It's often posited but thus far it's an option that Apple has failed to take up - why doesn't it become a mobile virtual network operator and entice its fanbois to sign up. This would give Apple full control of the customer experience, something it's always keen to extend? The difference now may be the iPad. By Ian Scales.
Debated wherever telecoms people gather - usually in the pub after an industry event rather than part of the event proceedings: Why doesn't Apple launch its own MVNO and sell service as an app? It would then have greater control over the entire customer experience, would gain the ability to design tariffs to match what it knows and understands about Apple users' behaviour; and it would win another monetisation point.
Yes, running networks is a complicated business and Apple doesn't have the reach or expertise to do that. But the MVNO (or white label solution, if you prefer) is the vehicle for that and it can be introduced territory-by-territory where it makes sense. It's designed to get premium branding and superior customer relationships to the front-of-house where they can be charged at a premium, while all the heavy lifting is done by a wholesale telco behind the scenes.
Ah... but the carriers would never wear it, comes the usual reply. This sort of relationship reduces their role to that of dumb pipe and it's something they're desperate to avoid, especially since they lost so much control over the smartphone market after the launch of the iPhone. Not going to happen.

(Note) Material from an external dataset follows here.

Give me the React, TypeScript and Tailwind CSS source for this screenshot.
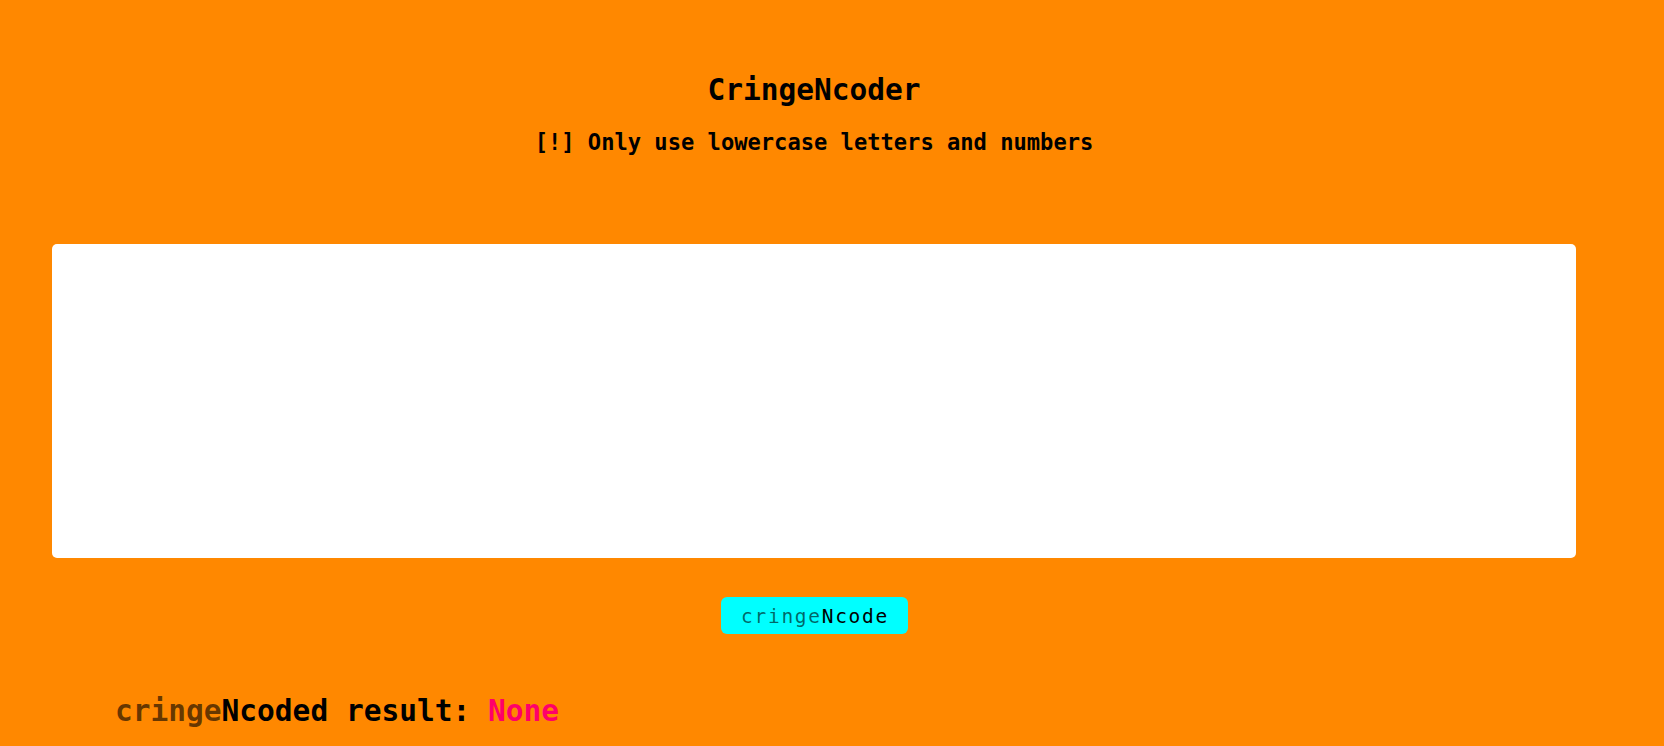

That analysis was hotly disputed recently in an address to the Informa MVNO Industry Summit in Barcelona, by wireless industry strategist Whitey Bluestein. According to Bluestein (great name, by the way) it's an obvious next move for Apple and one it's been mulling for years. He says it's a question of 'when' not if'.
As proof Bernstein points to the patent Apple took out way back in 2006 (just pre iPhone) for 'Dynamic Carrier Selection'. The idea was for a dynamic MVNO or wholesale arrangement with Apple connected to multiple carriers and then offering access on to users according to best quality/best price and so on over time.
Apple didn't take this plan forward, no doubt partly because its initial soundings would have been greeted with horror by the carriers, but also because in 2006 the US was still a 2G world with both CDMA and GSM fighting it out.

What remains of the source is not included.